Her glossed lips parted and a tender sigh escaped. The mid-morning light illuminated her face from the subway window. The mysterious stranger couldn’t hide her blush as her lover reached in for another kiss as he stroked her cheek. As we pulled into Canal Street, the young lover said, “more, later,” and dashed off. It was the kind of self-restraint that I did not possess in my younger years and I admired her sly smile, holding her lover captive in between her cherry glossed lips. As the train continued on its journey I smiled at her nervously after being caught looking, but she returned the smile and didn’t seem to mind. Yes, I’m that voyeur, but as spring approaches we all become collective voyeurs, awakening, noticing and gently unfurling to the delicately ripe beginnings all around us.

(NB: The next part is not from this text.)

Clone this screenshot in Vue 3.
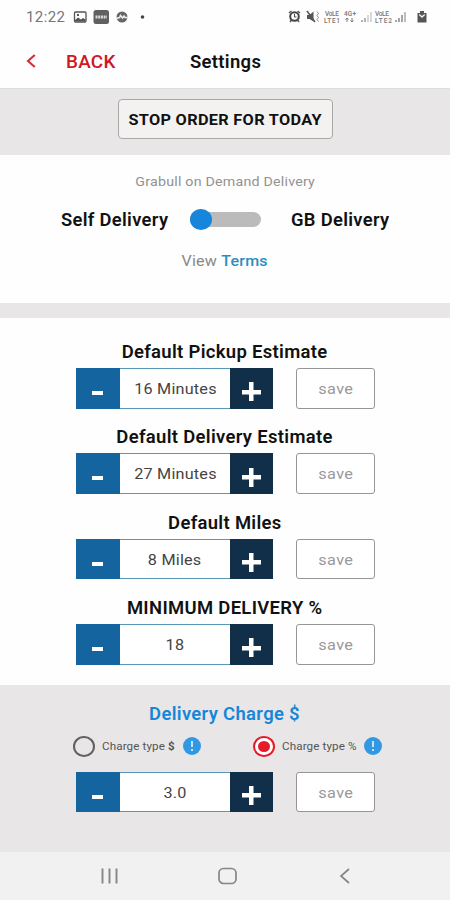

The Spring Equinox, also called the Vernal Equinox, marks the astronomical first day of spring in the Northern Hemisphere on Wednesday, March 20, 2019, at 5:58 P.M. EDT. The word equinox comes from the Latin words for “equal night”—aequus (equal) and nox (night). Also celebrated as Ostara, by witches, Wiccans, and pagans alike, the equinox is a spring, solar festival celebrating the balance of light and darkness, the sowing of seeds and the waxing light that will continue to intensify thus forth. Spells of manifestation, fertility, abundance, and love are all on the magical agenda during Ostara season.
Ostara is a modern pagan holiday that was given its name in the 1970’s by an American witch and poet Aiden Kelly who was creating a pagan calendar and wanted more pleasing names for the “lesser sabbats” as the equinoxes and solstices have been referred to. In his work, he found that Saint Bede the Venerable, a Benedictine monk in the 8th century, wrote extensively about the goddess Eostre, who had an entire month (April) dedicated to her, and pagan Anglo-Saxons had feasts in her honor. Ostara or Eostre was a Germanic mother goddess associated with radiant light and the dawn, similar to the Greek goddess Eos or the Roman counterpart, Aurora. While Easter may have adopted the name from this Germanic goddess, the Christian holiday, also celebrated as Pascha in many parts of the non-English speaking world, the resurrection of Jesus is an entirely different holiday with some pagan remnants like hares and eggs absorbed in new traditions. Spring holds magic in its seed of potency and is felt worldwide, from the Iranian New Year Nowruz, to Vasant Pachami in India, which marks the “king of all seasons,” spring. During this time, Saraswati, the Hindu goddess of music, poetry, knowledge, and language is honored for her creative energy and worshippers wear yellow—her favorite color, celebrate with family, ask the goddess for blessings or pujas, and also venerate the agricultural gifts of the season. In customs, traditions and religions, both ancient and modern, Ostara and springtime’s blossoming magic contains universal joy celebrating our desire to connect, create and blossom.
On this particular equinox, we also experience a Full Worm Super Moon in Libra. Which keeps me thinking about the lovers on the train and why the magic I’m focusing on for this season is “more, later,” as a reminder that not everything sweet needs to be instantaneous. That evening after a long and decidedly unbalanced day, I pulled the Temperance card and sat looking at its rich symbolism. Temperance is almost always depicted as an androgynous angel or winged human person pouring liquid from one receptacle into another, standing with one foot on water and one foot on land. Ostara opens a door of possibilities with its lush flowers, birds and swirling light enlivening us all. Yet the equinox and this Full Moon in Libra firmly reminds us that balance in our partnerships, pursuits and ourselves can bring us the deepest source of pleasure. May your spring be sweet and full of unending embraces.